『ユイカ』「好きだから。」アジア各国でなぜヒット? TikTok発女子高生シンガーソングライターが歌う“両片想いソング”の普遍性

『ユイカ』「好きだから。」

 TikTokやYouTubeとどのように向き合うかが、今の音楽シーンにおいて重要になっている。ヒット曲や人気アーティストが誕生するきっかけの場として、近年は特に影響力が強いからだ。例えば瑛人「香水」のように無名アーティストが、動画サイトやSNSをきっかけに国民的ヒットを生むパターンが生まれた。YOASOBIやAdo、優里のヒットもそれらの影響が強い。ファンの口コミやSNSによる共有がファンを増やす要となっている。そんな時代の空気の中で、いま注目を集めているアーティストが、現役女子高生シンガーソングライターの『ユイカ』だ。

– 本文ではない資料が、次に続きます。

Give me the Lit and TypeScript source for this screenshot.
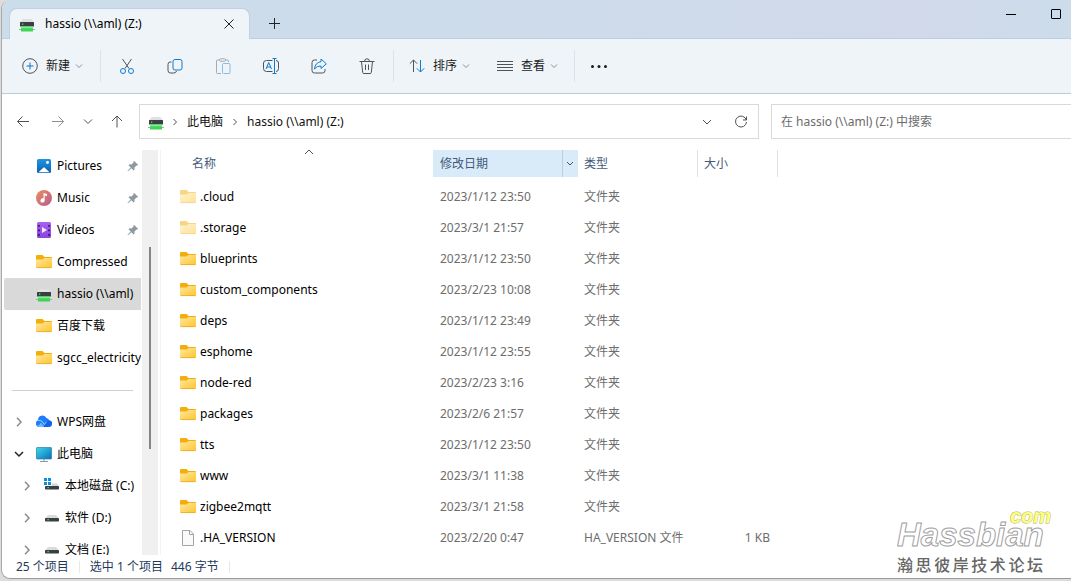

 『ユイカ』は当初TikTokを中心にJ-POPの弾き語りカバーを投稿して活動していたが、2021年3月に投稿したオリジナル曲「好きだから。」がTikTokやYouTubeでバズったことをきっかけに、若者を中心に一気に支持を集めた。TikTokのフォロワー数は現在5万人を超えており、公式YouTubeチャンネルは約9万人の登録者がいる。YouTubeの公式MVは公開から約2カ月で590万回再生(8月22日時点)を突破、本人による弾き語り動画も数十万回再生を超える動画がいくつもある。

好きだから。/ 『ユイカ』【MV】

 〈かっこいいから好きなんじゃない。好きだからかっこいいんだよ。〉という歌詞が印象的なラブソングだ。この歌詞が共感を生み、TikTokで楽曲を使用した動画を投稿するユーザーが増え始めた。また一般ユーザーによるカバー動画も続々と投稿されている。今まではカバーする側だった『ユイカ』が、カバーされる側のソングライターになった。公式YouTube上でコード譜が公開されているので、ファンがカバーしやすい環境が整っていることも投稿数が伸びた理由かもしれない。

 また人気歌い手の天月-あまつき-が「好きだから。」をカバーしたことも注目すべき点だ。最初は一般ユーザーのカバーが中心だったものの、楽曲がクチコミ的に広がったことでプロのシンガーや人気アーティストの元にも届きカバーされるようになった。それによって「オリジナルは誰の曲なのか?」と気になるリスナーが増え、そこから知名度と人気がさらに上昇したと考えることができる。Spotifyで7月29日付の「バイラルトップ50(日本)」で2位にランクインしたことも忘れてはならない。このことはきちんと楽曲が評価され聴かれ続けていることを証明している。